The decline in the HMI is consistent with declines for single-family construction. Single-family starts decreased 10.1% to a 916,000 seasonally adjusted annual rate and are down 2.1% on a year-to-date basis. This is the lowest reading for single-family home building since June 2020. More declines lie ahead, as single-family permits decreased 4.3% to a 928,000 annual rate, and are down 5.9% on a year-to-date basis. NAHB is forecasting 2022 will be the first year since 2011 to record an annual decline in single-family home building.
The multifamily sector, which includes apartment buildings and condos, decreased 8.6% to an annualized 530,000 pace. Multifamily construction remains very strong given solid demand for rental housing. The number of multifamily 5+ units currently under construction is up 24.8% year-over-year. Multifamily development is being supported by a substitution effect, with frustrated or priced-out prospective home buyers seeking rental housing. Similarly, demand for single-family rental properties is rising, leading to gains for single-family built-for-rent construction. There were approximately 21,000 single-family built-for-rent starts during the second quarter of 2022. This is a 91% gain over the second quarter 2021 total.

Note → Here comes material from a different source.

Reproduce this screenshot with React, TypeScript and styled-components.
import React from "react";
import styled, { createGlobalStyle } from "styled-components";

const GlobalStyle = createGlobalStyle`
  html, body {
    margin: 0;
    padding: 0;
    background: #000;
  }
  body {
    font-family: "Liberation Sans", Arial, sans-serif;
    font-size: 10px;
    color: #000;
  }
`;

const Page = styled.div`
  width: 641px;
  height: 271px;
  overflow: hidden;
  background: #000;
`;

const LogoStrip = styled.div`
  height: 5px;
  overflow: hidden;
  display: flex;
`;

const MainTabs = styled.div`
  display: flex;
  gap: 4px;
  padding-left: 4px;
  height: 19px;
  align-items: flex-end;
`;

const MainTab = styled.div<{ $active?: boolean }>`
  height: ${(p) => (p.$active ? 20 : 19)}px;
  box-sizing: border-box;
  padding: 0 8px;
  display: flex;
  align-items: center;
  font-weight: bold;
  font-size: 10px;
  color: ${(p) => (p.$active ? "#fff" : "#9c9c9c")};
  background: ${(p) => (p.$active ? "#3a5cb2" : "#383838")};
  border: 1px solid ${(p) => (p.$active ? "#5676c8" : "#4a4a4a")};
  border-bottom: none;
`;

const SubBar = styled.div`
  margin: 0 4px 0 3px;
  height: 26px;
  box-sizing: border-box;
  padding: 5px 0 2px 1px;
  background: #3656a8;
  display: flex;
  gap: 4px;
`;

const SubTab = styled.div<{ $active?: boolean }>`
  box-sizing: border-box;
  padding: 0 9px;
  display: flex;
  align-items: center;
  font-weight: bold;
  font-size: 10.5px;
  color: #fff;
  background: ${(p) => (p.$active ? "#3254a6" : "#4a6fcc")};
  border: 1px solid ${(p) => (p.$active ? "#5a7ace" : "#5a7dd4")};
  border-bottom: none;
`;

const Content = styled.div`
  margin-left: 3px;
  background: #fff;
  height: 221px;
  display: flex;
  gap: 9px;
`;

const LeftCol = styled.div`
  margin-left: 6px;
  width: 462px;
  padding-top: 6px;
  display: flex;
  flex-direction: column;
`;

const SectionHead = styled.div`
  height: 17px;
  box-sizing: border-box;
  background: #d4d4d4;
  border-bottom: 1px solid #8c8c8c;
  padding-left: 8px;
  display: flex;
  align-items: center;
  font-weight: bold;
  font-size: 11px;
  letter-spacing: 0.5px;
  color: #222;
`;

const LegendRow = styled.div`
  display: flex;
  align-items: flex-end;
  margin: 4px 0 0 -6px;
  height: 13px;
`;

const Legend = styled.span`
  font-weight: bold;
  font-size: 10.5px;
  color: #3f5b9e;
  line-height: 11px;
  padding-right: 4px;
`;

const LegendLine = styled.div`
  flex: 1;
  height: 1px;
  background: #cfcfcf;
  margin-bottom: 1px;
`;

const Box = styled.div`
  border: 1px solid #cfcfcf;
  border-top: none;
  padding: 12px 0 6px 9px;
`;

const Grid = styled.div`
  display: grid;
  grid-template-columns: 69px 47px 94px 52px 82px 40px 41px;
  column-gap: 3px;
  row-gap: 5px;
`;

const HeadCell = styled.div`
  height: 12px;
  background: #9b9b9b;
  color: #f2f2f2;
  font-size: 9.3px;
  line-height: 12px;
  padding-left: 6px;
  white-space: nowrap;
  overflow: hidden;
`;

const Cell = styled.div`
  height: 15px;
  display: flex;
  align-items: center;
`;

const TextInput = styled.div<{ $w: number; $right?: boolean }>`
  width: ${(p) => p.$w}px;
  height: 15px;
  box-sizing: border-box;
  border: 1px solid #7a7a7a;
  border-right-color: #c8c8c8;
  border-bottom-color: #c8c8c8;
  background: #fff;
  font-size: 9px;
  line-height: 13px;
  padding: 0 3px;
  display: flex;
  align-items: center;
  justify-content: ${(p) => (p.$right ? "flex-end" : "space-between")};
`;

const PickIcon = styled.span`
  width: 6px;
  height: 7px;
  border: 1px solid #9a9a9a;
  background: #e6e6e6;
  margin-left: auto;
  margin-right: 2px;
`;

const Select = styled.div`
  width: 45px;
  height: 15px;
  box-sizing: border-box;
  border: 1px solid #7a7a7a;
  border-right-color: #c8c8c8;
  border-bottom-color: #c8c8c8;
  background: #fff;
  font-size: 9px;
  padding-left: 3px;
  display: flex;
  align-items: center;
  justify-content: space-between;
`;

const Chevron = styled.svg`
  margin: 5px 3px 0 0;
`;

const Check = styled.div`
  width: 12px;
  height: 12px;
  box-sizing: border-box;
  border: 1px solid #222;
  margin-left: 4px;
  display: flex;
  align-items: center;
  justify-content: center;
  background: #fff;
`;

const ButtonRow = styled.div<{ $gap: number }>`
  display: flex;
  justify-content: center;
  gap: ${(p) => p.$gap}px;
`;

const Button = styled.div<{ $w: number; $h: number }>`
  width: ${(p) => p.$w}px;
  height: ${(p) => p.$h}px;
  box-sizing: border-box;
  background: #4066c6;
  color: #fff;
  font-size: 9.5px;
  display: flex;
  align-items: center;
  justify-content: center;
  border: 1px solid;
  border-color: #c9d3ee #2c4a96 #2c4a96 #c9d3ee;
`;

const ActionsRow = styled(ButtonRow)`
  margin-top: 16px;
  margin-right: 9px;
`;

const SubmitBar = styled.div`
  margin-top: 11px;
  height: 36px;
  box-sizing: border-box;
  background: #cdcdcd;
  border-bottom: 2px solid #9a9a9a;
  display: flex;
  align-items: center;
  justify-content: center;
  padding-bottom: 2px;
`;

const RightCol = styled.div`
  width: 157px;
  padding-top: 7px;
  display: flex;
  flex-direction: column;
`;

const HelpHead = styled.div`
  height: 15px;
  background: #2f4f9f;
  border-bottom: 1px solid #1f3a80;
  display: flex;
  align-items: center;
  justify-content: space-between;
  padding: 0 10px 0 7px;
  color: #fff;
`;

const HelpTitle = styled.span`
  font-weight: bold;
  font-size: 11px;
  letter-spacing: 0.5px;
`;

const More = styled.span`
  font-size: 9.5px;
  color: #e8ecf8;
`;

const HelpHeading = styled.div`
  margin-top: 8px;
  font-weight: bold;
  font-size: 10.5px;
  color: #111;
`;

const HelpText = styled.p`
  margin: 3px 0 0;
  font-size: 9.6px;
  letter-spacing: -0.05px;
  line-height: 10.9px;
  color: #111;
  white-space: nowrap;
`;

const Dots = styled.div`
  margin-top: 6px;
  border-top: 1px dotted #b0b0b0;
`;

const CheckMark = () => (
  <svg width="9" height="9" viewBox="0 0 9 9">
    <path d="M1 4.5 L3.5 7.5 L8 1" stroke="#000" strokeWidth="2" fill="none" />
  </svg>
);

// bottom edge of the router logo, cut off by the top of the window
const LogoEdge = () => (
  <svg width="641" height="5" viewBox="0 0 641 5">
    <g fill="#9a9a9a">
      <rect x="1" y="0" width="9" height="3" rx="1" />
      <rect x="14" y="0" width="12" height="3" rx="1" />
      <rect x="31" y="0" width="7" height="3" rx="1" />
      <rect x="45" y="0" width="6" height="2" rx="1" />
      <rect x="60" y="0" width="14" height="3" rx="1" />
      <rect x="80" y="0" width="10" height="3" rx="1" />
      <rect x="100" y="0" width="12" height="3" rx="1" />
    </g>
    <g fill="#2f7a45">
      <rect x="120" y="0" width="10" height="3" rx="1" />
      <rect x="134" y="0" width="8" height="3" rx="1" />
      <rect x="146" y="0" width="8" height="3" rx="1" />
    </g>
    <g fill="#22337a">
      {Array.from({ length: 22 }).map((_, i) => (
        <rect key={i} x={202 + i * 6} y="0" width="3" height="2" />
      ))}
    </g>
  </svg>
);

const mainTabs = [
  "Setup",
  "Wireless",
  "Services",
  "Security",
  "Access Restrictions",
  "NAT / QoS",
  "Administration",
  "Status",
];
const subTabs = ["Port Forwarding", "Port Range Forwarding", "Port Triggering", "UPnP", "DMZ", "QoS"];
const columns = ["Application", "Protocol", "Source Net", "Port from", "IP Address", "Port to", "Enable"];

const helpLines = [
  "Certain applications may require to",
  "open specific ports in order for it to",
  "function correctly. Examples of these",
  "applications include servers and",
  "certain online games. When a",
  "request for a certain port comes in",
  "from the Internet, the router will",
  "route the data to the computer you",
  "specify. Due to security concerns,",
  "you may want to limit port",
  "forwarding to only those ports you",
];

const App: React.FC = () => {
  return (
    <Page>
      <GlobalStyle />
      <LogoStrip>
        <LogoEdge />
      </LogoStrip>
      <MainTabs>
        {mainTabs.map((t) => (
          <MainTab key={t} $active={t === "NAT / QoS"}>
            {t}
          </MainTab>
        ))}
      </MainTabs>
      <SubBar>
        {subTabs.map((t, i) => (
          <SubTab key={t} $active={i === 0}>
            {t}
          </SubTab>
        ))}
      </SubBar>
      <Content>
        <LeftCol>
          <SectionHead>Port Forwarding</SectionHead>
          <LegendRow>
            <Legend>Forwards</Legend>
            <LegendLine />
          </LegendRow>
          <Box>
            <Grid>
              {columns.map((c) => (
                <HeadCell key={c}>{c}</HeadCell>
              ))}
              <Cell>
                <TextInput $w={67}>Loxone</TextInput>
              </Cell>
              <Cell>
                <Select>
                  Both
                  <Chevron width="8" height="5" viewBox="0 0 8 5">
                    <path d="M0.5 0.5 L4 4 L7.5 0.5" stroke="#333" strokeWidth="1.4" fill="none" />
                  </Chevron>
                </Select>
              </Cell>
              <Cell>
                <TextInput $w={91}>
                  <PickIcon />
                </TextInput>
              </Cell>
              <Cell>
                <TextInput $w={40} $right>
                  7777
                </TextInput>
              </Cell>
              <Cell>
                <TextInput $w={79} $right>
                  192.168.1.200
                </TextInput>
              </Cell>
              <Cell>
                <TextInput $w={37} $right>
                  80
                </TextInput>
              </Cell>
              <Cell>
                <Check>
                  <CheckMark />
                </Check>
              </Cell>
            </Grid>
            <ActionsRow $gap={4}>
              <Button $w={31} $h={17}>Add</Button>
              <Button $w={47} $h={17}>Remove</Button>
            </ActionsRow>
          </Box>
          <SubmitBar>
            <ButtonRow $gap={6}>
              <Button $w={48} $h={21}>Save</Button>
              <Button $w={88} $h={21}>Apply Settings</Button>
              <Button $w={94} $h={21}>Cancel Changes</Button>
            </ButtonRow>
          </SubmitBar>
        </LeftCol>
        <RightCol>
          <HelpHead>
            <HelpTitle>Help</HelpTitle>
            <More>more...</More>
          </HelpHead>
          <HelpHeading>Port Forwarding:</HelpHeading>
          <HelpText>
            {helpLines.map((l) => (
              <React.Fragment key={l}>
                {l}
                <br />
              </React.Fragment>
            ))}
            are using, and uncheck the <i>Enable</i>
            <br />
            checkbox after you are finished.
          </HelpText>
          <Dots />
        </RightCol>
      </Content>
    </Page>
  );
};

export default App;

The outlook for the housing market is now dependent on incoming inflation data and the Federal Reserve’s monetary policy. It appears, for example, that the core Personal Consumption Expenditures price index measure of inflation has peaked. And some economists are forecasting the Fed will decelerate its rate hikes, with perhaps a 50 basis-point hike in September, following the 75 basis-point hikes in both June and July. Nonetheless, the Fed will continue hiking, with the bond market pricing in the 10-year Treasury above 3.1% for the first time since late June.